The ID18 beamline is designed and optimized for the excitation of nuclear levels of probe atoms in the sample under investigation. Key parameters are:

  • optimized flux at the Mössbauer energies in the range from 6 keV to 30 (60) keV
  • high energy resolution down to meV level by 'electronic' monochromators
  • ultra-high energy resolution down to neV level by 'nuclear' monochromators
  • time resolution down to sub-ns level
  • use of the pulsed time structure of the synchrotron source

Scientific Applications

Nuclear resonance scattering is a technique which is applied to various fields. Especially applications to samples under extreme conditions like high pressure, low/high temperature, high external magnetic field, confined geometries or tiny samples benefit most from the outstanding properties of synchrotron radiation. Besides basic and fundamental research, NRS applications may be roughly divided into hyperfine spectroscopy and (structural) dynamics.

Hyperfine spectroscopy

comprises the investigation of static and dynamic magnetic and electric properties such as electron densities, fields and field gradients of magnetic or electric origin.

  • In transmission geometry poly- and single crystalline samples and amorphous specimens can be investigated by nuclear forward scattering (NFS) and synchrotron Mössbauer source spectroscopy (SMS).
  • Surfaces, interfaces and multilayers will be investigated using nuclear reflectometry (NR) and synchrotron Mössbauer source spectroscopy (SMS).
  • Single crystals allow one to determine in addition the electric and magnetic structure by nuclear Bragg diffraction (NBD).
  • Magnetic and electric domains are accessible by nuclear small angle scattering (NSAS).

Structural dynamics of "resonant" samples

comprises the investigation of element specific

  • density of phonon states (DOS) by nuclear inelastic scattering (NIS)
  • diffusion by nuclear quasi-elastic scattering (NQES)
  • rotational dynamics by synchrotron radiation based perturbed angular correlation spectroscopy (SRPAC)

Structural dynamics of "non-resonant" samples are accessible

  • for DOS via inelastic scattering with nuclear resonance energy analysis
  • for diffusion etc. via time interferometry.

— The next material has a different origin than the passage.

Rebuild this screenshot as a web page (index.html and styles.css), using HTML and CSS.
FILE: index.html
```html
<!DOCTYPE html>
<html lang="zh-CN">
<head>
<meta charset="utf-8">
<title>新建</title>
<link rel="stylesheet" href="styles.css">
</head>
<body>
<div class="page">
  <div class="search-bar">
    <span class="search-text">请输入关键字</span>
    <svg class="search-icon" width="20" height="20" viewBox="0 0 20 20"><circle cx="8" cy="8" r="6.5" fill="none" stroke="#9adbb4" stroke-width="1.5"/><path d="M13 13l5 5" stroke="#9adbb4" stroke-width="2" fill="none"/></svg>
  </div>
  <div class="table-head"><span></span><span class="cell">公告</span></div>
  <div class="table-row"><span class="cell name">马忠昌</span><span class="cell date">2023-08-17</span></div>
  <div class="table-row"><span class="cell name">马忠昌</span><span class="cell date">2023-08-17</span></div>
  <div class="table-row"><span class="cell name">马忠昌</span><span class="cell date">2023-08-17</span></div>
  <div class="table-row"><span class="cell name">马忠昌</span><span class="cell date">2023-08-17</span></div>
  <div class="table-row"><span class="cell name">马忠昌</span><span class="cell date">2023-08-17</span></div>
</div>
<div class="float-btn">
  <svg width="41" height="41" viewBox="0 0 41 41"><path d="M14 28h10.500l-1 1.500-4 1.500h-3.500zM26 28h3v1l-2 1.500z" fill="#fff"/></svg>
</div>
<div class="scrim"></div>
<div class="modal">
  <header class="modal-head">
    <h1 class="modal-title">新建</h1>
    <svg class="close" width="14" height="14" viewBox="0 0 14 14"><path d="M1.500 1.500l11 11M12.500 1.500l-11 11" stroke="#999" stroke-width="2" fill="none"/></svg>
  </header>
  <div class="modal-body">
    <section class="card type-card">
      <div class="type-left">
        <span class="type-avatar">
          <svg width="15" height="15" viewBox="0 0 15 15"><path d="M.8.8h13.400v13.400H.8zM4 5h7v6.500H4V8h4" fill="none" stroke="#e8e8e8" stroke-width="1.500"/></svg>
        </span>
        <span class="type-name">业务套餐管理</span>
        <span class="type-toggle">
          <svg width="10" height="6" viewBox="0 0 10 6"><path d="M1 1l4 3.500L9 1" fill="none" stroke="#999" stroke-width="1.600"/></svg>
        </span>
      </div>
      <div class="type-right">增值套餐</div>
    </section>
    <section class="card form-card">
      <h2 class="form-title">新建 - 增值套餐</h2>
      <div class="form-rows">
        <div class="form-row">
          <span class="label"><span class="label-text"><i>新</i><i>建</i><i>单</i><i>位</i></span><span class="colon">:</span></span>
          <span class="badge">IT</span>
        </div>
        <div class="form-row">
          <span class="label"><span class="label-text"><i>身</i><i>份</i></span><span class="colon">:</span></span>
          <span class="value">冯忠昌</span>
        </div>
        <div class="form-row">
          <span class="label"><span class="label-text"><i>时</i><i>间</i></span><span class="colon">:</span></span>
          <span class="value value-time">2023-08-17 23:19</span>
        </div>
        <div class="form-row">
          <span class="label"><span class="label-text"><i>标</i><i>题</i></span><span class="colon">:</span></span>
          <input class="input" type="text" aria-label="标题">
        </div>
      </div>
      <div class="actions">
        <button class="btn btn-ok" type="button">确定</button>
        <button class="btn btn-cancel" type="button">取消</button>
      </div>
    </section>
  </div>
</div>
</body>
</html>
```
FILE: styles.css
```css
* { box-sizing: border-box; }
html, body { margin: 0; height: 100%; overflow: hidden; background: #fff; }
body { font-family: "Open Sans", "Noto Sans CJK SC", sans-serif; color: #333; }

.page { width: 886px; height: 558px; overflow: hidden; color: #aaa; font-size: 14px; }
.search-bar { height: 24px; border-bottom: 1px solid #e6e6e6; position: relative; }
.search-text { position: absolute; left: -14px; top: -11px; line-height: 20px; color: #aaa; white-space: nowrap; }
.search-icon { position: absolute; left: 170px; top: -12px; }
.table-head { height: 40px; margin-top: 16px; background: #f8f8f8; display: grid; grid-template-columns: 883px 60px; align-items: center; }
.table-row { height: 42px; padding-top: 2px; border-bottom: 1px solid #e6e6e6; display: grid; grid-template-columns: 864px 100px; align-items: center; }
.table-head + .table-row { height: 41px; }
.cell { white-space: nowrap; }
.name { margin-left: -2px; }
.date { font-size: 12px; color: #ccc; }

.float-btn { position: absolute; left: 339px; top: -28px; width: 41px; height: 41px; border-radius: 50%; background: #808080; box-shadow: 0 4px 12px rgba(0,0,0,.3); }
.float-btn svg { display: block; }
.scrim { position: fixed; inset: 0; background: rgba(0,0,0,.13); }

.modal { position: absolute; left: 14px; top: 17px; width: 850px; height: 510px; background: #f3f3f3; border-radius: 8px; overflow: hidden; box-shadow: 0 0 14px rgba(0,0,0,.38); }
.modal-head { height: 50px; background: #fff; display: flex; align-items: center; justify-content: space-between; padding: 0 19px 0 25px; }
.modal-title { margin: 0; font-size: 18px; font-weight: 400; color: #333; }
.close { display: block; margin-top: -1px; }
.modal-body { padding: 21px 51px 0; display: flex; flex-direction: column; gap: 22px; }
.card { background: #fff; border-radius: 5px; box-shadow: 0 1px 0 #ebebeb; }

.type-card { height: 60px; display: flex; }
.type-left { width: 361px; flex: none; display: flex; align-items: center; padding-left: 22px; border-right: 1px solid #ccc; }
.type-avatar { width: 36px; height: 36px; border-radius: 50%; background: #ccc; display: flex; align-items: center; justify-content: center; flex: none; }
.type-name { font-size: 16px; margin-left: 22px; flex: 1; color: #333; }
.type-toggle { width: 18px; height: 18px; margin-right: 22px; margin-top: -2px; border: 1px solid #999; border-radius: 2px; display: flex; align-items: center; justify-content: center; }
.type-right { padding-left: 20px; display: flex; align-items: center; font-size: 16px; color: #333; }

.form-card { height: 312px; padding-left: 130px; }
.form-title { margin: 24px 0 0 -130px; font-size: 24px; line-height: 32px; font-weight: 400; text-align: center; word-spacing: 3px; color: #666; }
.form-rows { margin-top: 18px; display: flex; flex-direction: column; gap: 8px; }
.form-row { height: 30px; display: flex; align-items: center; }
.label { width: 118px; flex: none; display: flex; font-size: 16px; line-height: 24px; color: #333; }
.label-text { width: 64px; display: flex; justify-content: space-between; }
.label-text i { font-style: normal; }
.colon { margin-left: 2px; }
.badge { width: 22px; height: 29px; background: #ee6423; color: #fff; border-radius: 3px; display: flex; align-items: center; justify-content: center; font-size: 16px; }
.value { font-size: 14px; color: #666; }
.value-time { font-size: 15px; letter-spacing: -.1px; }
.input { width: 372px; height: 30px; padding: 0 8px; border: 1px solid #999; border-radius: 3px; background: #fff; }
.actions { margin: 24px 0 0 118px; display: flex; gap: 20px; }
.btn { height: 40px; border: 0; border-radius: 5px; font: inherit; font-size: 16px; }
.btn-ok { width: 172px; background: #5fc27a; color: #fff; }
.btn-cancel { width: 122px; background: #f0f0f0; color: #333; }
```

Basic and fundamental research

as longitudinal coherence, interferometry, nuclear and electronic interference, features of nuclear diffraction.

Techniques available

  • nuclear forward scattering (NFS)
  • nuclear Bragg diffraction (NBD)
  • nuclear small angle scattering (NSAS)
  • nuclear reflectometry (NR)
  • nuclear quasi-elastic scattering (NQES)
  • nuclear inelastic scattering (NIS)
  • synchrotron radiation perturbed angular correlation (SRPAC)
  • quasi-elastic and inelastic scattering with nuclear resonance energy analysis
  • synchrotron Mössbauer source (SMS).

Complementary Information

Other beamlines which might serve with complementary techniques on related topics are for studies on magnetism ID32 and XMAS. Phonons can be studied at the beamline ID28.